- November 2, 2025
- 0 Comments
Why Business Owners Struggle to Manage Their Own Website After It’s Built
Launching a business website feels like a major win for any small business owner until it’s time to manage it. What appears simple from the outside often becomes overwhelming the moment you try to update content, upload new images, or troubleshoot why your pages suddenly load slower. While good web design and website development set a strong foundation, website management is a completely different skill set. Here are the four biggest reasons business owners struggle after their site goes live.
1. Modern Websites Are More Complex Than They Look
Most business owners assume managing a website is as simple as editing a document. But behind every visually clean layout is a stack of tools, plugins, scripts, and integrations that work together.
A website today isn’t just a digital brochure. It’s connected to:
- search engines for visibility
- plugins for forms, caching, or security
- analytics tools
- third-party apps
- design frameworks
Even a small change adding a banner, switching a font, uploading a large image can affect website performance or break a layout.
When a web developer builds a site, they understand how all of these elements interact. But for a small business owner who doesn’t spend their day inside a CMS, the backend can feel like a maze of settings and functions that aren’t easy to understand.
2. Platform Updates Break More Things Than Expected
This is one of the most common problems owners face after launch. Every platform WordPress, Shopify, Wix, custom CMS requires regular maintenance.
Updates come from:
- Themes
- Plugins
- Security patches
- Server configurations
When you click “Update All,” everything may look fine on the surface until something breaks behind the scenes.
Pages may lose their structure, buttons disappear, layouts shift, or your entire site goes down. These issues happen because updates don’t always play nicely with older versions of tools or custom web design elements.
A web developer knows how to test updates safely. A business owner usually doesn’t—and they shouldn’t be expected to.
3. SEO and User Experience Need Ongoing Attention
Even if the website looks beautiful on day one, maintaining strong search engine performance is an ongoing job.
Search engines are constantly evolving, and what was optimized last year might not work the same way today. Business owners struggle because they assume SEO is a “one-time setup.” In reality, it’s an ongoing cycle of:
- updating content
- improving meta tags
- compressing images
- enhancing user experience
- fixing broken links
- adjusting keywords based on search results
A website left untouched for months gradually loses relevance, drops in visibility, and fails to attract new leads.
Small business owners naturally focus on running their business, not tracking algorithm updates or analyzing page speed reports. As a result, SEO slowly declines without anyone noticing until traffic drops.
4. Security and Performance Issues Require Technical Skills
A modern website is always exposed to potential security vulnerabilities.

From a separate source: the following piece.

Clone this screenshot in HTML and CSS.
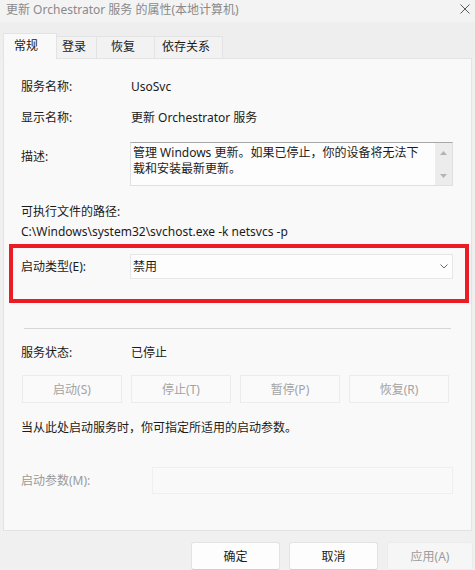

Even small business websites get targeted by bots, malware, and brute-force attacks.
Without proper maintenance, issues like these arise:
- Slow loading pages
- Security warnings
- Spam form submissions
- Broken features
- Hosting errors
Website performance also declines when owners upload oversized images, use outdated plugins, or ignore caching. And once something breaks, it’s rarely a quick fix without technical experience.
Business owners often assume their hosting company will handle everything, but hosting support only covers server issues not design problems, SEO performance, or security configuration. That’s where many owners feel stuck.
Conclusion
Most business owners struggle to manage their website after it’s built because modern website design involves constant updates, security checks, SEO improvements, and performance monitoring. What seems simple from the outside is actually a mix of technical tasks that require ongoing expertise. While having a professional web developer build your site creates a strong start, maintaining it is an entirely different responsibility.
If your business website feels overwhelming to manage, you’re not failing it simply means your site has grown beyond the point of DIY management. With the right support, maintenance plan, and guidance, your website can stay secure, fast, updated, and fully optimized for better search results and a stronger user experience.